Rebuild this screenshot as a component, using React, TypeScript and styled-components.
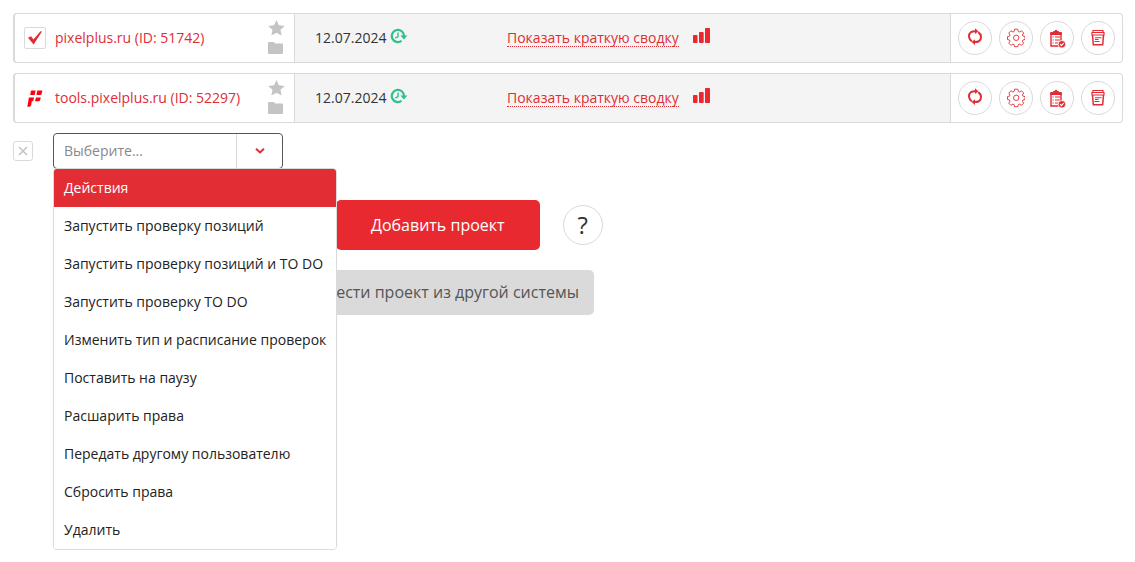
import React, { useState } from 'react';
import styled, { createGlobalStyle, css } from 'styled-components';

const GlobalStyle = createGlobalStyle`
  * { box-sizing: border-box; }
  body {
    margin: 0;
    background: #fff;
    color: #333;
    font: 14px/20px "Open Sans", "Noto Sans", sans-serif;
  }
  button, input { font: inherit; }
`;

const Page = styled.main`
  display: flex;
  flex-direction: column;
  gap: 10px;
  min-height: 100vh;
  padding: 13px 12px 12px 13px;
`;

const ProjectRow = styled.article`
  display: flex;
  height: 50px;
  border: 1px solid #dadada;
  border-left-width: 2px;
  border-radius: 4px;
`;

const ProjectCell = styled.div`
  display: flex;
  align-items: center;
  flex: 0 0 280px;
  gap: 9px;
  padding: 0 9px;
  border-right: 1px solid #dadada;
`;

const Favicon = styled.span<{ $framed?: boolean }>`
  display: flex;
  align-items: center;
  justify-content: center;
  width: 22px;
  height: 22px;
  border-radius: 2px;
  ${(p) => p.$framed && css`border: 1px solid #dadada;`}
`;

const ProjectLink = styled.a`
  flex: 1;
  color: #e02d36;
  text-decoration: none;
`;

const Marks = styled.div`
  display: flex;
  flex-direction: column;
  gap: 4px;
`;

const MarkButton = styled.button`
  display: block;
  height: 16px;
  padding: 0;
  border: 0;
  background: none;
  color: #c4c4c4;
  svg { display: block; }
`;

const SummaryCell = styled.div`
  display: flex;
  align-items: center;
  flex: 1;
  padding-left: 20px;
  background: #f4f4f4;
`;

const CheckDate = styled.div`
  display: flex;
  flex: 0 0 192px;
  gap: 4px;
`;

const SummaryLink = styled.a`
  color: #e02d36;
  line-height: 16px;
  border-bottom: 1px dotted #e02d36;
  text-decoration: none;
`;

const ChartLink = styled.a`
  display: block;
  height: 20px;
  margin-left: 14px;
  svg { display: block; }
`;

const Actions = styled.div`
  display: flex;
  align-items: center;
  gap: 7px;
  padding: 0 7px;
  border-left: 1px solid #dadada;
`;

const RoundButton = styled.button<{ $large?: boolean }>`
  display: flex;
  align-items: center;
  justify-content: center;
  width: ${(p) => (p.$large ? 40 : 34)}px;
  height: ${(p) => (p.$large ? 40 : 34)}px;
  padding: 0;
  border: 1px solid #dadada;
  border-radius: 50%;
  background: #fff;
  color: #333;
  font-size: 24px;
  line-height: 32px;
`;

const BulkBar = styled.div`
  display: flex;
  align-items: center;
  gap: 20px;
`;

const ClearButton = styled.button`
  display: flex;
  align-items: center;
  justify-content: center;
  width: 20px;
  height: 20px;
  padding: 0;
  border: 1px solid #dadada;
  border-radius: 3px;
  background: #fff;
`;

const Combo = styled.div`
  position: relative;
  width: 230px;
`;

const ComboBox = styled.div`
  display: flex;
  height: 36px;
  border: 1px solid #555;
  border-radius: 4px;
  background: #fff;
`;

const ComboInput = styled.input`
  flex: 1;
  min-width: 0;
  padding: 0 10px;
  border: 0;
  outline: 0;
  background: none;
  &::placeholder { color: #888; opacity: 1; }
`;

const ComboToggle = styled.button`
  display: flex;
  align-items: center;
  justify-content: center;
  width: 46px;
  padding: 0;
  border: 0;
  border-left: 1px solid #dadada;
  background: none;
`;

const Menu = styled.ul`
  position: absolute;
  top: 100%;
  left: 0;
  z-index: 1;
  margin: -1px 0 0;
  padding: 0;
  overflow: hidden;
  list-style: none;
  white-space: nowrap;
  border: 1px solid #dadada;
  border-radius: 4px;
  background: #fff;
`;

const MenuItem = styled.li<{ $active: boolean }>`
  padding: 9px 10px;
  color: ${(p) => (p.$active ? '#fff' : '#222')};
  background: ${(p) => (p.$active ? '#e22d35' : '#fff')};
`;

const AddArea = styled.section`
  display: grid;
  justify-items: center;
  gap: 20px;
  width: fit-content;
  margin: 21px 0 0 250px;
`;

const AddLine = styled.div`
  display: grid;
  grid-template-columns: minmax(0, 1fr) auto minmax(0, 1fr);
  align-items: center;
  column-gap: 23px;
  width: 100%;
  padding-left: 10px;
`;

const AddButton = styled.button`
  grid-column: 2;
  height: 50px;
  padding: 0 35px;
  border: 0;
  border-radius: 5px;
  background: #e8292f;
  color: #fff;
  font-size: 16px;
  font-weight: 500;
  white-space: nowrap;
`;

const ImportButton = styled.button`
  padding: 12px 15px 13px;
  border: 0;
  border-radius: 5px;
  background: #dadada;
  color: #555;
  font-size: 16px;
  white-space: nowrap;
`;

const RED = '#e02d36';

const CheckLogo = () => (
  <svg width="16" height="16" viewBox="0 0 16 16" aria-hidden="true">
    <path d="M1 7.8 4 6.2l2.4 3.2L13.5 1.3 15 1.6 6.6 14.5z" fill={RED} />
  </svg>
);

const PixelLogo = () => (
  <svg width="16" height="17" viewBox="0 0 16 17" fill="#fb0012" aria-hidden="true">
    <path d="M4.6 .5h4L7.6 5H3.2L3.8 1.4q.1-.9.8-.9zM10.4 .5h5L14.7 3.7Q14.4 5 13.3 5H9.4zM1.900 7.500h5.200L6.500 10q-.4 1.300-1.600 1.300H4.800L4.200 15q-.3 1.700-1.900 1.700H.3zM9 7.500h4.800L13.200 10q-.4 1.300-1.600 1.300H8z" />
  </svg>
);

const StarIcon = () => (
  <svg width="17" height="16" viewBox="0 0 17 16" fill="currentColor" aria-hidden="true">
    <path d="m8.500 0 2.400 5.200 5.900.7-4.300 3.900 1.100 5.700-5.100-2.800-5.100 2.800 1.100-5.700L.2 5.900l5.900-.7z" />
  </svg>
);

const FolderIcon = () => (
  <svg width="15" height="16" viewBox="0 0 15 16" fill="currentColor" aria-hidden="true">
    <path d="M0 3q0-1 1-1h4.700l1.400 1.400H14q1 0 1 1V13q0 1-1 1H1q-1 0-1-1z" />
  </svg>
);

const HistoryIcon = () => (
  <svg width="18" height="16" viewBox="0 0 18 16" fill="none" aria-hidden="true">
    <path d="M11.500 12.900A6.100 6.100 0 1 1 14 8" stroke="#2dc08d" strokeWidth="2.200" />
    <path d="M10.400 7.600h7l-3.500 4z" fill="#2dc08d" />
    <path d="M8 4.600v4L5.300 10.200" stroke="#2dc08d" strokeWidth="1.400" />
  </svg>
);

const BarsIcon = () => (
  <svg width="17" height="15" viewBox="0 0 17 15" fill="#e8292f" aria-hidden="true">
    <rect y="7" width="4.500" height="8" rx="0.800" />
    <rect x="6" y="4" width="4.700" height="11" rx="0.800" />
    <rect x="12" width="5" height="15" rx="0.800" />
  </svg>
);

const RefreshIcon = () => (
  <svg width="16" height="20" viewBox="0 0 16 20" fill="none" aria-hidden="true">
    <path d="M4.900 13.300C1.200 11 1.200 6.300 3.800 4.300Q5.300 3.100 9 3.200M11.200 4.100c3.600 2.300 3.600 7 .8 9q-1.500 1.100-5 1" stroke={RED} strokeWidth="2" />
    <path d="M8 .3v5.800l3.400-2.900zM8 11.200V17l-3.400-2.900z" fill={RED} />
  </svg>
);

const GearIcon = () => (
  <svg width="18" height="20" viewBox="0 0 18 20" fill="none" stroke={RED} strokeWidth="0.900" strokeLinejoin="round" aria-hidden="true">
    <path d="M7.600 1.200h3.200l.5 2.300 1.200.5 2-1.200 2.200 2.200-1.300 2 .5 1.100 2.100.5v2.900l-2.100.5-.5 1.200 1.200 2-2.100 2.100-2-1.200-1.200.5-.5 2.100H7.600l-.5-2.100-1.200-.5-2 1.200-2.100-2.100 1.200-2-.5-1.200-2-.5V8.600l2-.5.5-1.100-1.200-2 2.100-2.200 2 1.200 1.200-.5z" />
    <circle cx="9.200" cy="9.800" r="2.700" />
  </svg>
);

const ClipboardIcon = () => (
  <svg width="17" height="22" viewBox="0 0 17 22" fill="none" aria-hidden="true">
    <path d="M2 6v13h10V6" stroke={RED} strokeWidth="1.400" />
    <path d="M1.300 5h2.900V4h1.500Q5.900 2.700 7 2.700T8.300 4h1.500v1h3v3H1.300z" fill={RED} />
    <path d="M3.500 10h1.200M3.500 13h1.200M3.500 16h1.200M6 10h5M6 13h5M6 16h3" stroke={RED} strokeWidth="1" />
    <circle cx="12.900" cy="17.300" r="3.800" fill={RED} stroke="#fff" strokeWidth="0.800" />
    <path d="m11.100 17.200 1.300 1.400 2.300-2.500" stroke="#fff" strokeWidth="1.100" />
  </svg>
);

const ArchiveIcon = () => (
  <svg width="14" height="20" viewBox="0 0 14 20" fill="none" stroke={RED} aria-hidden="true">
    <path d="M2 4.500V2.500h10v2M1 7V4.500h12V7M.5 7h13" strokeWidth="1.200" />
    <path d="M1.500 7l.8 9.800h9.400l.8-9.800" strokeWidth="1.500" />
    <path d="M4 9.700h6.500M4 11.500h3.500M3.500 13.500h5" strokeWidth="1.100" />
  </svg>
);

const projects = [
  { name: 'pixelplus.ru (ID: 51742)', date: '12.07.2024', framed: true, logo: <CheckLogo /> },
  { name: 'tools.pixelplus.ru (ID: 52297)', date: '12.07.2024', framed: false, logo: <PixelLogo /> },
];

const rowActions = [
  { label: 'Обновить', icon: <RefreshIcon /> },
  { label: 'Настройки', icon: <GearIcon /> },
  { label: 'Задачи', icon: <ClipboardIcon /> },
  { label: 'Архив', icon: <ArchiveIcon /> },
];

const options = [
  'Действия',
  'Запустить проверку позиций',
  'Запустить проверку позиций и TO DO',
  'Запустить проверку TO DO',
  'Изменить тип и расписание проверок',
  'Поставить на паузу',
  'Расшарить права',
  'Передать другому пользователю',
  'Сбросить права',
  'Удалить',
];

export default function App() {
  const [open, setOpen] = useState(true);
  const [active, setActive] = useState(0);

  return (
    <>
      <GlobalStyle />
      <Page>
        {projects.map((project) => (
          <ProjectRow key={project.name}>
            <ProjectCell>
              <Favicon $framed={project.framed}>{project.logo}</Favicon>
              <ProjectLink href="#project">{project.name}</ProjectLink>
              <Marks>
                <MarkButton type="button" aria-label="В избранное"><StarIcon /></MarkButton>
                <MarkButton type="button" aria-label="В папку"><FolderIcon /></MarkButton>
              </Marks>
            </ProjectCell>
            <SummaryCell>
              <CheckDate>{project.date}<HistoryIcon /></CheckDate>
              <SummaryLink href="#summary">Показать краткую сводку</SummaryLink>
              <ChartLink href="#chart" aria-label="График"><BarsIcon /></ChartLink>
            </SummaryCell>
            <Actions>
              {rowActions.map((action) => (
                <RoundButton key={action.label} type="button" aria-label={action.label}>
                  {action.icon}
                </RoundButton>
              ))}
            </Actions>
          </ProjectRow>
        ))}
        <BulkBar>
          <ClearButton type="button" aria-label="Снять выбор">
            <svg width="10" height="10" viewBox="0 0 10 10" stroke="#c4c4c4" strokeWidth="1.600" aria-hidden="true">
              <path d="m1 1 8 8M9 1 1 9" />
            </svg>
          </ClearButton>
          <Combo>
            <ComboBox>
              <ComboInput
                role="combobox"
                aria-label="Действие с проектами"
                aria-expanded={open}
                aria-controls="bulk-menu"
                placeholder="Выберите..."
              />
              <ComboToggle type="button" aria-label="Открыть список" onClick={() => setOpen(!open)}>
                <svg width="10" height="6" viewBox="0 0 10 6" fill="none" stroke={RED} strokeWidth="2" aria-hidden="true">
                  <path d="m1 .8 4 3.700L9 .8" />
                </svg>
              </ComboToggle>
            </ComboBox>
            {open && (
              <Menu id="bulk-menu" role="listbox" aria-label="Действия">
                {options.map((option, index) => (
                  <MenuItem
                    key={option}
                    role="option"
                    aria-selected={index === active}
                    $active={index === active}
                    onMouseEnter={() => setActive(index)}
                  >
                    {option}
                  </MenuItem>
                ))}
              </Menu>
            )}
          </Combo>
        </BulkBar>
        <AddArea>
          <AddLine>
            <AddButton type="button">Добавить проект</AddButton>
            <RoundButton type="button" $large aria-label="Справка">?</RoundButton>
          </AddLine>
          <ImportButton type="button">Перенести проект из другой системы</ImportButton>
        </AddArea>
      </Page>
    </>
  );
}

Task instructions -
Look through the material above and pick out each line holding the word "components".

Answer to the exercise -
Rebuild this screenshot as a component, using React, TypeScript and styled-components.
import styled, { createGlobalStyle, css } from 'styled-components';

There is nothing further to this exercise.